- Written exercise
Retype the lines beneath this one, from the first through the line containing "const FIRST_WIDE = COLUMNS.indexOf('AM');". Pictures are left out.
+ + + + + + +
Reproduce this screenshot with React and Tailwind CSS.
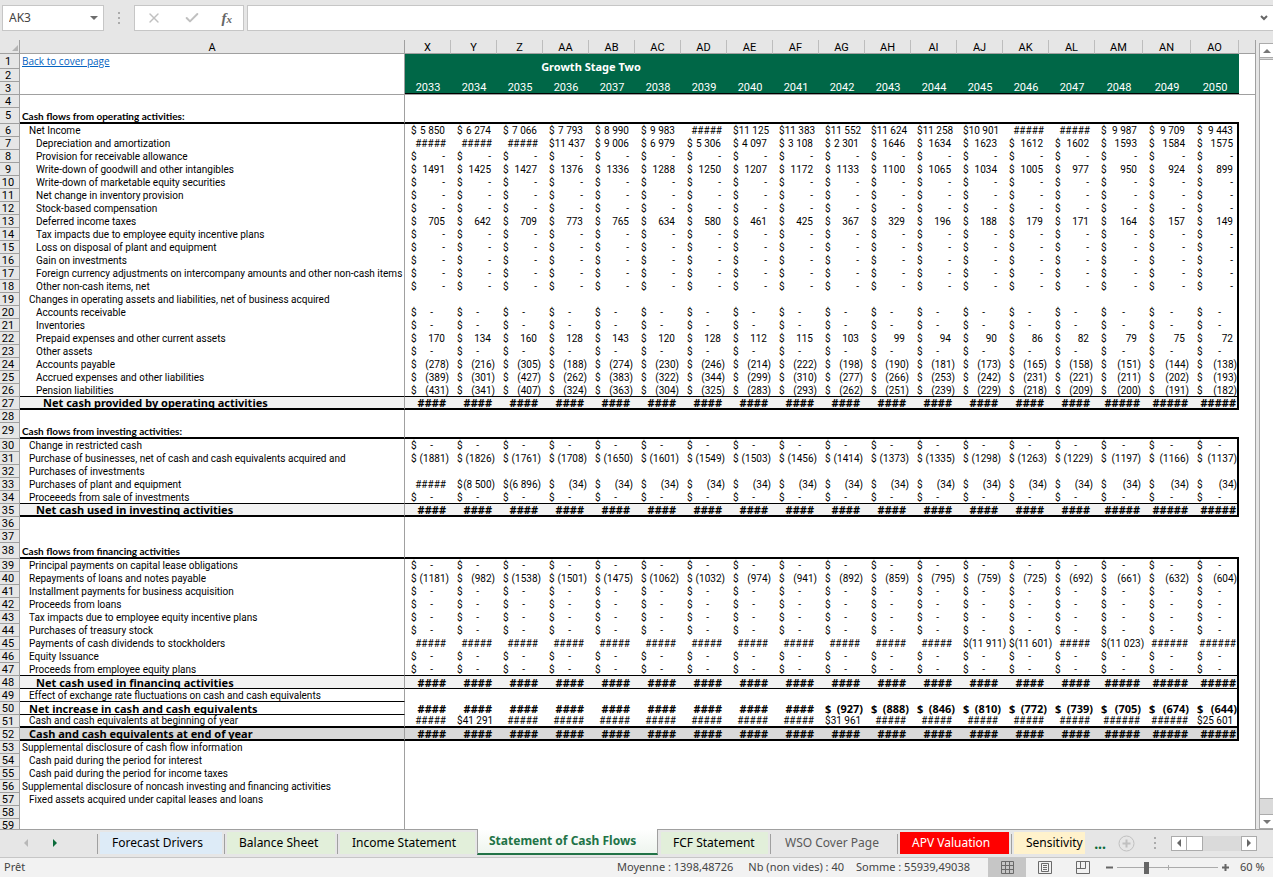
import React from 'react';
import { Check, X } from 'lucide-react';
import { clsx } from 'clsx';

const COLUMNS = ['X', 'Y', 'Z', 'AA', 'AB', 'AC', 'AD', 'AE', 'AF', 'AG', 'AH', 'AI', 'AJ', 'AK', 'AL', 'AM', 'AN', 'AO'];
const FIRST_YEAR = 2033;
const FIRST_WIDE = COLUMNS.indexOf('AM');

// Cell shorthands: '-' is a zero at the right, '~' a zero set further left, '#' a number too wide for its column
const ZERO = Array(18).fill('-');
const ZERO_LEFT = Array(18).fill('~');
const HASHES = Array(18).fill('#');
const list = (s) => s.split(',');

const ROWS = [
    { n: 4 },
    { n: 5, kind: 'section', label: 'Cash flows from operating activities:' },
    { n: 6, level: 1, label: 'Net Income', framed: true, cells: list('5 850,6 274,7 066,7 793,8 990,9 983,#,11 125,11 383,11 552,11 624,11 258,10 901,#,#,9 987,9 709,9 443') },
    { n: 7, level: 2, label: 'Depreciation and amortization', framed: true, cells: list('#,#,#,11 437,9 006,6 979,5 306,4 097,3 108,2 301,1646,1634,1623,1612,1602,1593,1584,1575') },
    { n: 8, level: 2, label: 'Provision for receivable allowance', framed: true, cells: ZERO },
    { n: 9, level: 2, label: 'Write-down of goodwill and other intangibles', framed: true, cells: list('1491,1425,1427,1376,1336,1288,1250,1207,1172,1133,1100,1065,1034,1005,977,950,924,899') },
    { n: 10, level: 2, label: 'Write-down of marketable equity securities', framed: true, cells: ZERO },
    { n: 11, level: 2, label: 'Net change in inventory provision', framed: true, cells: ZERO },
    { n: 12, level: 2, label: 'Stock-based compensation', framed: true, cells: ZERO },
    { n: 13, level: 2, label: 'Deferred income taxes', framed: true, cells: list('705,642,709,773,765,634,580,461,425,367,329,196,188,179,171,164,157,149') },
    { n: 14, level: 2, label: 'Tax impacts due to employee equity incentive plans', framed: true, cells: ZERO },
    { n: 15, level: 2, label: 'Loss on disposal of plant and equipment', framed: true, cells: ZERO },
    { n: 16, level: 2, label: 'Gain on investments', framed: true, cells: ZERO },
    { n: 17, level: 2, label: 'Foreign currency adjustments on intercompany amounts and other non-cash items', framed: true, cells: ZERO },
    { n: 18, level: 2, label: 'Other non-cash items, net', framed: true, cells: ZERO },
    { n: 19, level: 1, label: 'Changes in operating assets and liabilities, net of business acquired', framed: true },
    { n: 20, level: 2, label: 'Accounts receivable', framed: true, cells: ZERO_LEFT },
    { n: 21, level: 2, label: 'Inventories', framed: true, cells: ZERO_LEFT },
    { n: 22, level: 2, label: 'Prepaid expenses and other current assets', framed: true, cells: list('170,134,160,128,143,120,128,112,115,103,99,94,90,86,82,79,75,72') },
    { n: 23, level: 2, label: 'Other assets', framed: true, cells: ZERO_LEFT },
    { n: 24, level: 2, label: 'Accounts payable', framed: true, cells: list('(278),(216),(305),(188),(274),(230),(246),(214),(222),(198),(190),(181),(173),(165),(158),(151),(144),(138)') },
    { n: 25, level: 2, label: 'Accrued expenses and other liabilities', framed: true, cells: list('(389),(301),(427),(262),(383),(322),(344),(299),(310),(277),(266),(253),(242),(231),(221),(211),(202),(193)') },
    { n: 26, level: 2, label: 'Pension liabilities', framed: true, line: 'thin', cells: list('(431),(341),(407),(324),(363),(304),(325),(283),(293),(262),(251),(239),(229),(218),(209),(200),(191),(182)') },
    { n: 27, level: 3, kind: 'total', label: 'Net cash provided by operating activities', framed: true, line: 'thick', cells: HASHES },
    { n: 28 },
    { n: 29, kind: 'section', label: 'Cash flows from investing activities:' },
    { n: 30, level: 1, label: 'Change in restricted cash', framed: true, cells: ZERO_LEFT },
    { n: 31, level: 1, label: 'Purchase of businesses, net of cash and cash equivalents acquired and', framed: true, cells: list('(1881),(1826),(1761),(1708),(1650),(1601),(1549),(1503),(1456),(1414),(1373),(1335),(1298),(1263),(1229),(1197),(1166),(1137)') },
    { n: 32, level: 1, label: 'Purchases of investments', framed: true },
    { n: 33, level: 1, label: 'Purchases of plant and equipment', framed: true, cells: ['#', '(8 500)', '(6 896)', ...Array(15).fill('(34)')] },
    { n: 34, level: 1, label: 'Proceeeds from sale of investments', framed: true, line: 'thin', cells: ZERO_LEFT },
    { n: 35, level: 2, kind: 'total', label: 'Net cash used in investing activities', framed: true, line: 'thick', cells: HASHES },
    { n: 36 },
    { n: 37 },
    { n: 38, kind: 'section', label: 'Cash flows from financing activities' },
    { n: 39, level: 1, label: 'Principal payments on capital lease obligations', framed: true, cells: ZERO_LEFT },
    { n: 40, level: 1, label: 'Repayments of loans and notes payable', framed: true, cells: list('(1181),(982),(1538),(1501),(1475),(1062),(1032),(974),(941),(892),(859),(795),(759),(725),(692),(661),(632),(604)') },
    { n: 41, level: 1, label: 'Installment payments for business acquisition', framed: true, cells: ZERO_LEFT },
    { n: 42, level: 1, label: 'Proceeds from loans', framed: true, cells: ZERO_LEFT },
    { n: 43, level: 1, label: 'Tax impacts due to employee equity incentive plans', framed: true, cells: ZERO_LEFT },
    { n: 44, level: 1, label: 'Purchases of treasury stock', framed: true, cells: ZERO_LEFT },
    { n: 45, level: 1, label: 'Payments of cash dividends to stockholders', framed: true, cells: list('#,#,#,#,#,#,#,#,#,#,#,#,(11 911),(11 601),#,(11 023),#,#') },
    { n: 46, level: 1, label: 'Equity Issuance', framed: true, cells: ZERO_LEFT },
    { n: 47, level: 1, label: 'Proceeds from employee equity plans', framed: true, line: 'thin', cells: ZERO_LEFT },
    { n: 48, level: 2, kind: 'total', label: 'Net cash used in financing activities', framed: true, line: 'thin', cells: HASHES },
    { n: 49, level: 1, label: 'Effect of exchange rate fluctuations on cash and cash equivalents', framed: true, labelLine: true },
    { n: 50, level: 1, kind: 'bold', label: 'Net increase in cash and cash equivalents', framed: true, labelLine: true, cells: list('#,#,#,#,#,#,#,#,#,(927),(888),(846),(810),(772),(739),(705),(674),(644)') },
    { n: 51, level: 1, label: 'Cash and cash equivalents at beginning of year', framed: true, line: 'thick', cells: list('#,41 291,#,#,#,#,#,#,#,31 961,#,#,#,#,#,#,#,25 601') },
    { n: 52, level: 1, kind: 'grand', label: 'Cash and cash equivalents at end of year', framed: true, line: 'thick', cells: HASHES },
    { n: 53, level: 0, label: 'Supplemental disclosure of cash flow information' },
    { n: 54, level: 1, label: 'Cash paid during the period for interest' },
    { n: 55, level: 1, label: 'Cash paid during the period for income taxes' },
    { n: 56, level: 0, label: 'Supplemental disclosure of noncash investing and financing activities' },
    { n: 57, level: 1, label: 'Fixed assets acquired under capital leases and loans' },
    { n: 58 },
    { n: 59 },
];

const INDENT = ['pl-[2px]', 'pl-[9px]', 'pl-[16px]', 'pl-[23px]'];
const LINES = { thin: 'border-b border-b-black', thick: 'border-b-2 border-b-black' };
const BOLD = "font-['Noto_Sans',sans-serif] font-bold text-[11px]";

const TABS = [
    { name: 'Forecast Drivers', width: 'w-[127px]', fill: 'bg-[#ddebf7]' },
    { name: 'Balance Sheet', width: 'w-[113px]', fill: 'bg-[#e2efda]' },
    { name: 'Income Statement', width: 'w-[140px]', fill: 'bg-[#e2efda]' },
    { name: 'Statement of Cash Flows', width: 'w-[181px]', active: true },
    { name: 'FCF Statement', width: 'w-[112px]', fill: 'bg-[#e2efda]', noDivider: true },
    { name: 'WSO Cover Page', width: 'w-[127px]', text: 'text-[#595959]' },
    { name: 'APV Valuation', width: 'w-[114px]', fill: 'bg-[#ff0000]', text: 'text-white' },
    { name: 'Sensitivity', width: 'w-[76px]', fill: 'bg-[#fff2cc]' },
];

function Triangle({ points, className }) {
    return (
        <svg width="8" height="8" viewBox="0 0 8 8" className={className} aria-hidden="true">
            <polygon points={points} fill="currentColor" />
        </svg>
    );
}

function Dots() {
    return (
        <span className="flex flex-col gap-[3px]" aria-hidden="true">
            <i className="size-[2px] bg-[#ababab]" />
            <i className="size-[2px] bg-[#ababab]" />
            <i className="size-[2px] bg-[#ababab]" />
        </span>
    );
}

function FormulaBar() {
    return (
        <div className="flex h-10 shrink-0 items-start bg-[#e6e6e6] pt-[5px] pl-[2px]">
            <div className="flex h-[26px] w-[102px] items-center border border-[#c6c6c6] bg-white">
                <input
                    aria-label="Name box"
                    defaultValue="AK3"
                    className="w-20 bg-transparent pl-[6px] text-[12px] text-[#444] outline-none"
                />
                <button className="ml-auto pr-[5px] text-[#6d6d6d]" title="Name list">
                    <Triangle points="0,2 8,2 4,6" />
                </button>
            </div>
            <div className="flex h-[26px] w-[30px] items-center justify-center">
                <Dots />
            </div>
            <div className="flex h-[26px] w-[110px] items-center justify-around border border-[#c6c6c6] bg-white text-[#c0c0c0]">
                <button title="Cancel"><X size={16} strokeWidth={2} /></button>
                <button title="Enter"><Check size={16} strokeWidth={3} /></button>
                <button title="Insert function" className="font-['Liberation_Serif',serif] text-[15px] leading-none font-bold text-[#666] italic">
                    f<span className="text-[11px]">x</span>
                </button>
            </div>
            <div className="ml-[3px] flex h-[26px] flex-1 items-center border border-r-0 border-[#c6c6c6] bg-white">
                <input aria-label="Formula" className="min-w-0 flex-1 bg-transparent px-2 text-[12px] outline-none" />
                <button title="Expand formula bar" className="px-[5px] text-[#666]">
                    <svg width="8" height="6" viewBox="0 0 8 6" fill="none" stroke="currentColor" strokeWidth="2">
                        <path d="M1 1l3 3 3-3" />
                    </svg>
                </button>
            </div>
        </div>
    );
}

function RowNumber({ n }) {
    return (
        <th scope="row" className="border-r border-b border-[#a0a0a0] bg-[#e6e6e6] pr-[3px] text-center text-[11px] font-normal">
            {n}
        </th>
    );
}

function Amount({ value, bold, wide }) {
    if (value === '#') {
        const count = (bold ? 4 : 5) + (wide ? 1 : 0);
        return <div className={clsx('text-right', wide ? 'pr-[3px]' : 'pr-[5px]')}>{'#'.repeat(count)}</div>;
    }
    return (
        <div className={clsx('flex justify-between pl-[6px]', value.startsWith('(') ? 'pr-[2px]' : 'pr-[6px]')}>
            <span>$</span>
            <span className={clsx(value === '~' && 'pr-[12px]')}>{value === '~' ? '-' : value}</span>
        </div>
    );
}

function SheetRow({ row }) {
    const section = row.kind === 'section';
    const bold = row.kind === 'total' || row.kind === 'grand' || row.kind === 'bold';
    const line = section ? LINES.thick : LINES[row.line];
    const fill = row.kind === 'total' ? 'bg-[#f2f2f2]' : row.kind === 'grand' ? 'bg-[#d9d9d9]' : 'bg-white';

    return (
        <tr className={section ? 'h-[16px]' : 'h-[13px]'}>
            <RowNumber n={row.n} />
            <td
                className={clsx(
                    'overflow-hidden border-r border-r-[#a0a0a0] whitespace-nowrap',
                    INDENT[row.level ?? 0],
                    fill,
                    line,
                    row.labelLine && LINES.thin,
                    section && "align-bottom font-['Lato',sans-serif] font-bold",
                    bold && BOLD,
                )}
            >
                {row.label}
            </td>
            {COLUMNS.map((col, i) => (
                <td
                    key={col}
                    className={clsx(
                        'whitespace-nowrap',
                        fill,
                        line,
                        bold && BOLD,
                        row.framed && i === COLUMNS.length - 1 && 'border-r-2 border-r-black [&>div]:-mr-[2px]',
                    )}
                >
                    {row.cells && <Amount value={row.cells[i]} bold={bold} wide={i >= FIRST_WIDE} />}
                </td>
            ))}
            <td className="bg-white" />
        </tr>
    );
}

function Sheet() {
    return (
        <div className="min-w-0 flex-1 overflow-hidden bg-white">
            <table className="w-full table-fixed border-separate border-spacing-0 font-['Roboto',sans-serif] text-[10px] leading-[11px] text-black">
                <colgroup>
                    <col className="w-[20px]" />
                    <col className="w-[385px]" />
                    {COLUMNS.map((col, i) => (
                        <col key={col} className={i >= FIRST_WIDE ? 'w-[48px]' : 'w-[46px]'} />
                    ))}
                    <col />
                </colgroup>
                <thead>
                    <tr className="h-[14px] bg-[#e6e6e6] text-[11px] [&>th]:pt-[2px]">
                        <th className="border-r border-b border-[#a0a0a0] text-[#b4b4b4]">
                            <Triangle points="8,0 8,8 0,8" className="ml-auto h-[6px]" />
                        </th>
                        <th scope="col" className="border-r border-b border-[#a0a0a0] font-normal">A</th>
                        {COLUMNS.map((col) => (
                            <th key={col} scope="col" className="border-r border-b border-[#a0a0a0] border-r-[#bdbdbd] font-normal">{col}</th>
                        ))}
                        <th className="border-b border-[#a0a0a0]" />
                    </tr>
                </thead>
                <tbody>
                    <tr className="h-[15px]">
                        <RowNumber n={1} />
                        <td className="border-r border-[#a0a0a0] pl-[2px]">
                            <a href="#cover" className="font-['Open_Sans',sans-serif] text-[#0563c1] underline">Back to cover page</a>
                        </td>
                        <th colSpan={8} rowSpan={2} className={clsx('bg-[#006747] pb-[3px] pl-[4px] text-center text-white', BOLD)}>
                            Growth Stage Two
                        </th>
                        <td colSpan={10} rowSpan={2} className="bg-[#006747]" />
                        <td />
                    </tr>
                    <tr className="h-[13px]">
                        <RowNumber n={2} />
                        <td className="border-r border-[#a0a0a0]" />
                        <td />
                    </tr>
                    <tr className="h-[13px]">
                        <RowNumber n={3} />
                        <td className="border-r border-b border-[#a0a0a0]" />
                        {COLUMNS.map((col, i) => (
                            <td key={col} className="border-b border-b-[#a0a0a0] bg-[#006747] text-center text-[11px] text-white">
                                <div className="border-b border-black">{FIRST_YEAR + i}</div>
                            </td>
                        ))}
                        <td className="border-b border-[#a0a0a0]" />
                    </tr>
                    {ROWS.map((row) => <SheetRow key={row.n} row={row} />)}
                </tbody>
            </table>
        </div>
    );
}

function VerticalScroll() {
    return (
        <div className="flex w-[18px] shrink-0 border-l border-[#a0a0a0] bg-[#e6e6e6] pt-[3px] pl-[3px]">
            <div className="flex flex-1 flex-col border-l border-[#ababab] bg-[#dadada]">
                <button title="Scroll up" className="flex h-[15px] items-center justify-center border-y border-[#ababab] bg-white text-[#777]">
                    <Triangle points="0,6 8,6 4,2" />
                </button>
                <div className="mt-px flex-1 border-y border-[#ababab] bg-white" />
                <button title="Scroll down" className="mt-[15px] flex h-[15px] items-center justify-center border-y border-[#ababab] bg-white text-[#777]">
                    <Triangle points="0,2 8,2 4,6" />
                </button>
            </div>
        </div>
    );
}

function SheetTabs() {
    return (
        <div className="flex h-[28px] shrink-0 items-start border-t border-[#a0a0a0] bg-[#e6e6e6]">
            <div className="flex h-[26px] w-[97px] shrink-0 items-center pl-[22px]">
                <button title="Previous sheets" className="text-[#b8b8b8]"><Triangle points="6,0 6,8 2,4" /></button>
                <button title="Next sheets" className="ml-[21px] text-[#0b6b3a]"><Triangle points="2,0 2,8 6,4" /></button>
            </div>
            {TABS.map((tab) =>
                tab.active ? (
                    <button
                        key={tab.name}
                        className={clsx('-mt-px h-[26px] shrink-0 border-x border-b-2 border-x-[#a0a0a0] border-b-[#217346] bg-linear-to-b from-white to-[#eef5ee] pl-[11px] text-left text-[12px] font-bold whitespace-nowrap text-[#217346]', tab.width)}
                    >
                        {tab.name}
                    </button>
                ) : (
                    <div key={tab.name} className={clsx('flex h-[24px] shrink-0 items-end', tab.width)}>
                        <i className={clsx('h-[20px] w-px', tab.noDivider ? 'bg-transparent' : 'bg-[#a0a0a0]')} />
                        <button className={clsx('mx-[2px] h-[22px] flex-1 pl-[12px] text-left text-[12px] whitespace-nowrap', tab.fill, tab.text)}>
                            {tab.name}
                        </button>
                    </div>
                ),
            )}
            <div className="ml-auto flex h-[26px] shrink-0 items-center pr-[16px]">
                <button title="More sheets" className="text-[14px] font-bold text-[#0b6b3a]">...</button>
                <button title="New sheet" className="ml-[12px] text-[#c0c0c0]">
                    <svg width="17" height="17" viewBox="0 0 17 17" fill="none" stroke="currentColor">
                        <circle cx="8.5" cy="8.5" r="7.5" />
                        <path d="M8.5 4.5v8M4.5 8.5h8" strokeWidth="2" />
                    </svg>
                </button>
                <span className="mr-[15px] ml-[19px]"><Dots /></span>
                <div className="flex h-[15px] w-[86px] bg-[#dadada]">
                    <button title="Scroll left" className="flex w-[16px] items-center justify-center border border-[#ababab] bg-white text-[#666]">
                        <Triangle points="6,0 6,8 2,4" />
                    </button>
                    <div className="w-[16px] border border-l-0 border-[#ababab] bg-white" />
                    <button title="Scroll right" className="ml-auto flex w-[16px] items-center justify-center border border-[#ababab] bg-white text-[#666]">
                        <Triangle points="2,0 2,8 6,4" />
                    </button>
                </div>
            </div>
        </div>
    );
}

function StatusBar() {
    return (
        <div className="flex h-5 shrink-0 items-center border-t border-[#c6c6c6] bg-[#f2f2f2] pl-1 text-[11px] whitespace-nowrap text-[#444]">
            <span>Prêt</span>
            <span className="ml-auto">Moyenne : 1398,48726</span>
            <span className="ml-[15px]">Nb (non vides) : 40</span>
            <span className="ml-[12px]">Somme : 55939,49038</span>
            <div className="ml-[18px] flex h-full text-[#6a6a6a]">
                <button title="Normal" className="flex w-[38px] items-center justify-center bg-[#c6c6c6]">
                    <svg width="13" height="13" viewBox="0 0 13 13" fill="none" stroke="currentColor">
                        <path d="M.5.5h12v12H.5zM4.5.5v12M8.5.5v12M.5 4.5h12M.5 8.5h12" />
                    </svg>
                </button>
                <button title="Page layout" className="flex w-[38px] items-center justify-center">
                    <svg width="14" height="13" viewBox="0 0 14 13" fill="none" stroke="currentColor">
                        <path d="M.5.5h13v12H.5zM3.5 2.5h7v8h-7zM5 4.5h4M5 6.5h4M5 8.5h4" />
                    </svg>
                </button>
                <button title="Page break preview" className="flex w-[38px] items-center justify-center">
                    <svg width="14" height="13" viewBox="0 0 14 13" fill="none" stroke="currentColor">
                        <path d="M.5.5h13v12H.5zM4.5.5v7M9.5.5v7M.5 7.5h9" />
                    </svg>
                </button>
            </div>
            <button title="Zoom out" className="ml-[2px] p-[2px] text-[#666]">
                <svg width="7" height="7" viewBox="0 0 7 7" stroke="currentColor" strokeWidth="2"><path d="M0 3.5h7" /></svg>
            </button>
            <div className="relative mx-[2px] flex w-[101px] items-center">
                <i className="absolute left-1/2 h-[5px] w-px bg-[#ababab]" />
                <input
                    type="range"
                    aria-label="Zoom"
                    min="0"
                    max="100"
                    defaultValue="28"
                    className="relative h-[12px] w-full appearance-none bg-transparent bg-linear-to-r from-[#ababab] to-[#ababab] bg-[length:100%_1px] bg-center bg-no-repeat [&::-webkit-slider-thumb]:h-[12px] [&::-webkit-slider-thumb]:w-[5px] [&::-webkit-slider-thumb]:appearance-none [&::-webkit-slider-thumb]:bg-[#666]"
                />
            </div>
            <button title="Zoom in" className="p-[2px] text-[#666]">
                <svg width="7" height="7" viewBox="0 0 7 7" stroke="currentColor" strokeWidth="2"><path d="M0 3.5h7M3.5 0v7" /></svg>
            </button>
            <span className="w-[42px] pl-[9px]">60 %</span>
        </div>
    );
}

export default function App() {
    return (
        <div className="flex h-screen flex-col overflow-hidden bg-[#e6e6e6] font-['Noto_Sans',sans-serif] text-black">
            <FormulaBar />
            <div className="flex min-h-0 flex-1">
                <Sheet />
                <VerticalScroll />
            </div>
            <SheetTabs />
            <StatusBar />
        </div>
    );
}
+ + + + + + +
- Output for this task
Reproduce this screenshot with React and Tailwind CSS.
import React from 'react';
import { Check, X } from 'lucide-react';
import { clsx } from 'clsx';

const COLUMNS = ['X', 'Y', 'Z', 'AA', 'AB', 'AC', 'AD', 'AE', 'AF', 'AG', 'AH', 'AI', 'AJ', 'AK', 'AL', 'AM', 'AN', 'AO'];
const FIRST_YEAR = 2033;
const FIRST_WIDE = COLUMNS.indexOf('AM');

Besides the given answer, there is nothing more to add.